§ Exercise requirements: Exactly and only the lines from the first entry through the line with "const [selected, setSelected]" should be copied, both ends included, with no pictures.

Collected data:

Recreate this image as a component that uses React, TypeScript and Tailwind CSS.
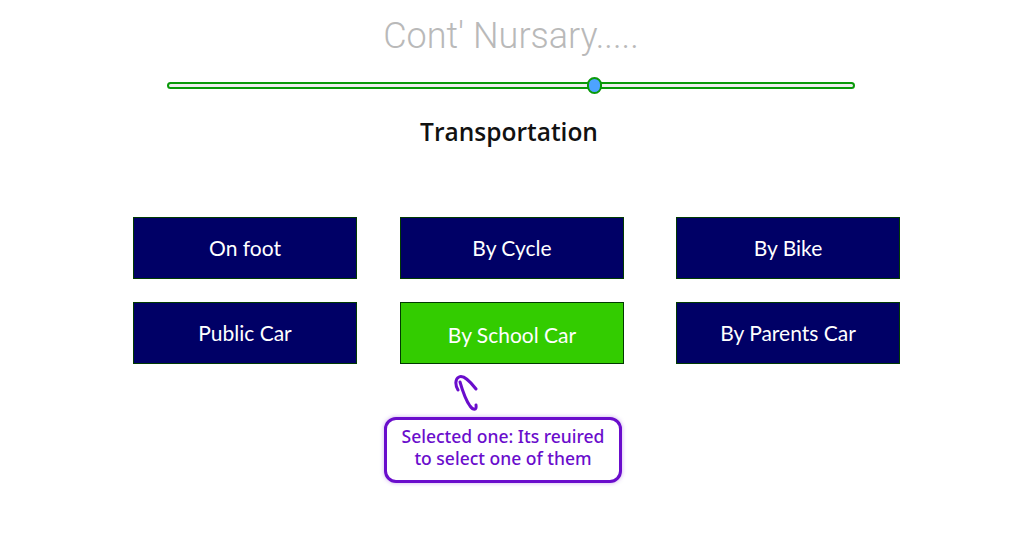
import React, { useState } from 'react';

const options = ['On foot', 'By Cycle', 'By Bike', 'Public Car', 'By School Car', 'By Parents Car'];

export default function App() {
  const [selected, setSelected] = useState('By School Car');

  return (
    <div className="w-[1028px] h-[545px] bg-white overflow-hidden flex flex-col items-center">
      <h1 className="mt-[14px] h-[44px] leading-[44px] text-[36px] font-light text-[#b9b9b9] font-['Roboto',sans-serif] ml-[-6px]">
        Cont' Nursary.....
      </h1>

      {/* progress slider */}
      <div className="mt-[24px] ml-[-7px] relative w-[688px] h-[7px] rounded-full border-2 border-[#0a9a0a] bg-[#eeeeee]">
        <div className="absolute left-[418px] top-[-7px] w-[15px] h-[17px] rounded-full border-2 border-[#0a9a0a] bg-[#4da3ff]" />
      </div>

      <h2 className="mt-[27px] ml-[-10px] text-[24.5px] leading-[31px] font-semibold text-[#111] font-['Open_Sans',sans-serif]">
        Transportation
      </h2>

      <div className="mt-[70px] ml-[5px] grid grid-cols-[224px_224px_233px] gap-x-[43px] gap-y-[23px]">
        {options.map((opt, idx) => (
          <button
            key={opt}
            onClick={() => setSelected(opt)}
            className={
              'w-[224px] h-[62px] border border-[#013a01] text-white text-[21px] font-["Lato",sans-serif] ' +
              (idx % 3 === 2 ? 'justify-self-end ' : '') +
              (selected === opt ? 'bg-[#33cc00] pt-[3px]' : 'bg-[#000066]')
            }
          >
            {opt}
          </button>
        ))}
      </div>

      <div className="relative w-[240px] ml-[-20px] mt-[9px]">
        <svg width="34" height="42" viewBox="0 0 34 42" className="ml-[66px]" fill="none" stroke="#6a0dcc" strokeWidth="3" strokeLinecap="round" strokeLinejoin="round">
          <path d="M 8 17 C 5 12, 5 6, 9 4 C 13 2, 20 8, 26 16" />
          <path d="M 10 9 C 12 16, 15 26, 20 33 C 23 37, 27 38, 26 32" />
        </svg>
        <div className="mt-[2px] w-[238px] h-[66px] rounded-[12px] border-[3px] border-[#6a0dcc] bg-white shadow-[0_0_4px_rgba(106,13,204,0.35)] flex flex-col items-center justify-center pb-[7px] text-[#6a0dcc] text-[17.5px] leading-[22px] font-medium font-['Noto_Sans',sans-serif]">
          <span>Selected one: Its reuired</span>
          <span>to select one of them</span>
        </div>
      </div>
    </div>
  );
}
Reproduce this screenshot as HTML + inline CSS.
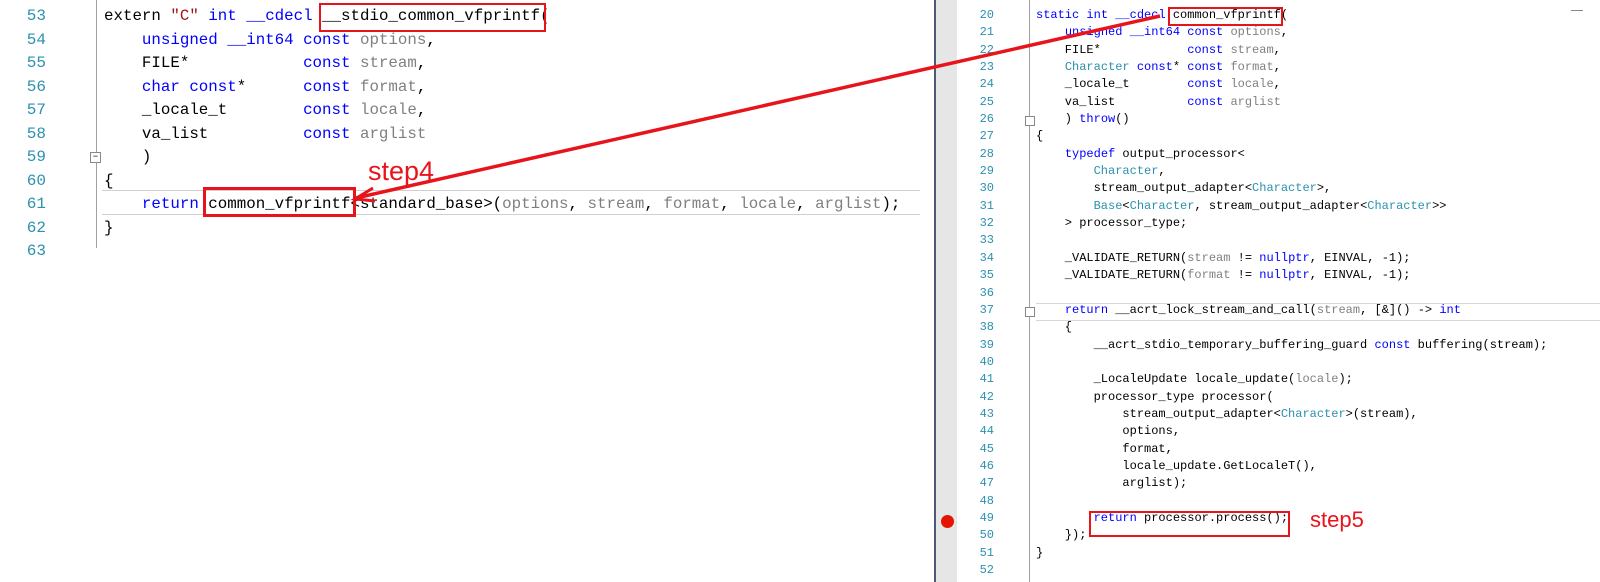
<!DOCTYPE html>
<html><head><meta charset="utf-8"><style>
body{margin:0;width:1600px;height:582px;background:#fff;position:relative;overflow:hidden;font-family:"Liberation Mono",monospace}
.L{position:absolute;left:104px;top:5px;font-size:15.8px;line-height:23.5px;white-space:pre;color:#000}
.LN{position:absolute;left:0;width:46px;top:5px;font-size:16px;line-height:23.5px;text-align:right;color:#2b91af;white-space:pre}
.R{position:absolute;left:1036px;top:7px;font-size:12px;line-height:17.35px;white-space:pre;color:#000}
.RN{position:absolute;left:950px;width:44px;top:7px;font-size:12px;line-height:17.35px;text-align:right;color:#2b91af;white-space:pre}
.k{color:#0000ff}.p{color:#808080}.t{color:#2b91af}.s{color:#a31515}
.box{position:absolute;border:2px solid #e8141c}
.step{position:absolute;color:#e8141c;font-family:"Liberation Sans",sans-serif}
</style></head><body>
<div style="position:absolute;left:96px;top:0;width:1px;height:248px;background:#a0a0a0"></div>
<div style="position:absolute;left:90px;top:152px;width:9px;height:9px;border:1px solid #888;background:#fff;font-size:9px;line-height:9px;text-align:center">−</div>
<div style="position:absolute;left:102px;top:190px;width:818px;height:23px;border-top:1px solid #d0d0d0;border-bottom:1px solid #d0d0d0"></div>
<div class="LN">53
54
55
56
57
58
59
60
61
62
63</div>
<div class="L">extern <span class="s">"C"</span> <span class="k">int</span> <span class="k">__cdecl</span> __stdio_common_vfprintf(
    <span class="k">unsigned</span> <span class="k">__int64</span> <span class="k">const</span> <span class="p">options</span>,
    FILE*            <span class="k">const</span> <span class="p">stream</span>,
    <span class="k">char</span> <span class="k">const</span>*      <span class="k">const</span> <span class="p">format</span>,
    _locale_t        <span class="k">const</span> <span class="p">locale</span>,
    va_list          <span class="k">const</span> <span class="p">arglist</span>
    )
{
    <span class="k">return</span> common_vfprintf&lt;standard_base&gt;(<span class="p">options</span>, <span class="p">stream</span>, <span class="p">format</span>, <span class="p">locale</span>, <span class="p">arglist</span>);
}</div>
<div class="box" style="left:319px;top:3px;width:223px;height:25px"></div>
<div class="box" style="left:203px;top:187px;width:147px;height:24px;border-width:3px"></div>
<div class="step" style="left:368px;top:156px;font-size:27px">step4</div>

<div style="position:absolute;left:934px;top:0;width:2px;height:582px;background:#4a5a78"></div>
<div style="position:absolute;left:936px;top:0;width:21px;height:582px;background:#e6e6e6"></div>
<div style="position:absolute;left:1029px;top:0;width:1px;height:582px;background:#a0a0a0"></div>
<div style="position:absolute;left:1025px;top:116px;width:8px;height:8px;border:1px solid #888;background:#fff"></div>
<div style="position:absolute;left:1025px;top:307px;width:8px;height:8px;border:1px solid #888;background:#fff"></div>
<div style="position:absolute;left:1036px;top:303px;width:564px;height:16px;border-top:1px solid #d8d8d8;border-bottom:1px solid #d8d8d8"></div>
<div style="position:absolute;left:941px;top:515px;width:13px;height:13px;border-radius:50%;background:#e51400"></div>
<div class="RN">20
21
22
23
24
25
26
27
28
29
30
31
32
33
34
35
36
37
38
39
40
41
42
43
44
45
46
47
48
49
50
51
52</div>
<div class="R"><span class="k">static</span> <span class="k">int</span> <span class="k">__cdecl</span> common_vfprintf(
    <span class="k">unsigned</span> <span class="k">__int64</span> <span class="k">const</span> <span class="p">options</span>,
    FILE*            <span class="k">const</span> <span class="p">stream</span>,
    <span class="t">Character</span> <span class="k">const</span>* <span class="k">const</span> <span class="p">format</span>,
    _locale_t        <span class="k">const</span> <span class="p">locale</span>,
    va_list          <span class="k">const</span> <span class="p">arglist</span>
    ) <span class="k">throw</span>()
{
    <span class="k">typedef</span> output_processor&lt;
        <span class="t">Character</span>,
        stream_output_adapter&lt;<span class="t">Character</span>&gt;,
        <span class="t">Base</span>&lt;<span class="t">Character</span>, stream_output_adapter&lt;<span class="t">Character</span>&gt;&gt;
    &gt; processor_type;

    _VALIDATE_RETURN(<span class="p">stream</span> != <span class="k">nullptr</span>, EINVAL, -1);
    _VALIDATE_RETURN(<span class="p">format</span> != <span class="k">nullptr</span>, EINVAL, -1);

    <span class="k">return</span> __acrt_lock_stream_and_call(<span class="p">stream</span>, [&amp;]() -&gt; <span class="k">int</span>
    {
        __acrt_stdio_temporary_buffering_guard <span class="k">const</span> buffering(stream);

        _LocaleUpdate locale_update(<span class="p">locale</span>);
        processor_type processor(
            stream_output_adapter&lt;<span class="t">Character</span>&gt;(stream),
            options,
            format,
            locale_update.GetLocaleT(),
            arglist);

        <span class="k">return</span> processor.process();
    });
}</div>
<div class="box" style="left:1168px;top:7px;width:111px;height:15px"></div>
<div class="box" style="left:1089px;top:511px;width:197px;height:22px"></div>
<div class="step" style="left:1310px;top:507px;font-size:22px">step5</div>
<div style="position:absolute;left:1571px;top:10px;width:12px;height:1px;background:#888"></div>

<svg style="position:absolute;left:0;top:0" width="1600" height="582">
<line x1="356" y1="198" x2="1160" y2="16" stroke="#e8141c" stroke-width="3.5"/>
<polyline points="373,188 355,199 375,201" fill="none" stroke="#e8141c" stroke-width="3"/>
</svg>
</body></html>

§ The response:
Recreate this image as a component that uses React, TypeScript and Tailwind CSS.
import React, { useState } from 'react';

const options = ['On foot', 'By Cycle', 'By Bike', 'Public Car', 'By School Car', 'By Parents Car'];

export default function App() {
  const [selected, setSelected] = useState('By School Car');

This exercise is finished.